--- Start ---
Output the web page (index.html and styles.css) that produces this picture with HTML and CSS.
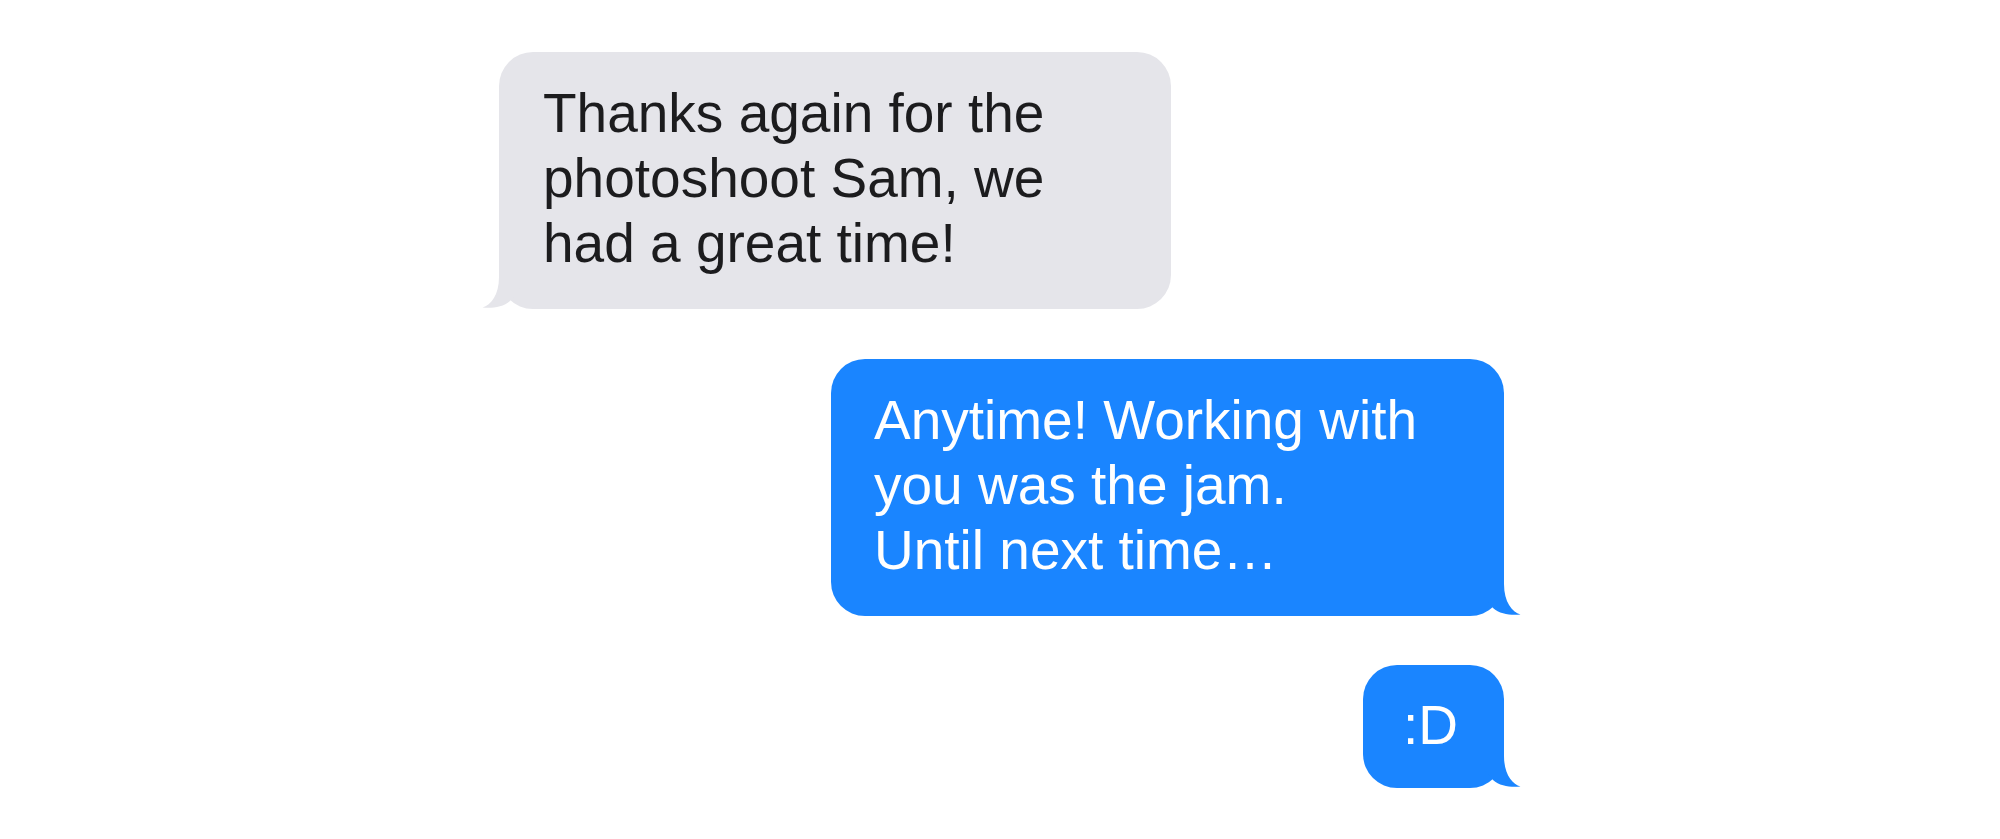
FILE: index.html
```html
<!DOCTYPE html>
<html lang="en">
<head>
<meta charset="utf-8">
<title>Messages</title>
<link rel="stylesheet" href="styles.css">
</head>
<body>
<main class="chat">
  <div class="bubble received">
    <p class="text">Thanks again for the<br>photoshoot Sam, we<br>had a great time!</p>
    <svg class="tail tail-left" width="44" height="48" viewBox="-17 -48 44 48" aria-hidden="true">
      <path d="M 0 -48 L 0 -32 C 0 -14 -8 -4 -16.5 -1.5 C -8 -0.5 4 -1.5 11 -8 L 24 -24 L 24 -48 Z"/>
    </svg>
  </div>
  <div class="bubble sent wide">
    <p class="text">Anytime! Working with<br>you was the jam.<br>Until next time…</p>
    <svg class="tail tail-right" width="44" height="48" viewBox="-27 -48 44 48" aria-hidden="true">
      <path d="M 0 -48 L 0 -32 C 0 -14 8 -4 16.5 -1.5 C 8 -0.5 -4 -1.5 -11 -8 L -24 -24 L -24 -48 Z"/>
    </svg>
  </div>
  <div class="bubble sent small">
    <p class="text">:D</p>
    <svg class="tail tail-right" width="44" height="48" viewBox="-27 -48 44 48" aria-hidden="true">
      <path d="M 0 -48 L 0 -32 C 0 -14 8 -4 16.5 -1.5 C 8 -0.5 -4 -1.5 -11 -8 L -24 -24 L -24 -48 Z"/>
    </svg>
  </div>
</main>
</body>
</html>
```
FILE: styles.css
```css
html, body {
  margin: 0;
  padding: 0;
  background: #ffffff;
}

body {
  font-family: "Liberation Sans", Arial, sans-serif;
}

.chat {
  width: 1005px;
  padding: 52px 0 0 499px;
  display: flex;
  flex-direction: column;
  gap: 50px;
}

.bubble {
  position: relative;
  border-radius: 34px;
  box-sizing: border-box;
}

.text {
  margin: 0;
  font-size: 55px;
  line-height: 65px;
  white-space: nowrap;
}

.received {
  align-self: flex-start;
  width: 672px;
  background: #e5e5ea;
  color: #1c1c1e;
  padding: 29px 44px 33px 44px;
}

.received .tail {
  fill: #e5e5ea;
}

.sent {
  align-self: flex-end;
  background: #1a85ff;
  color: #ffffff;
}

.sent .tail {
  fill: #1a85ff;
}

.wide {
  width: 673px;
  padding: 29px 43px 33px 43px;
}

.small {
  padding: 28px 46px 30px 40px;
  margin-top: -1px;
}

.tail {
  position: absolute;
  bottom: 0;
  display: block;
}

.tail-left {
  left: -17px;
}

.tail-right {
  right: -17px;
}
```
--- End ---
List all lines holding the string "styles".

Task output
Output the web page (index.html and styles.css) that produces this picture with HTML and CSS.
<link rel="stylesheet" href="styles.css">
FILE: styles.css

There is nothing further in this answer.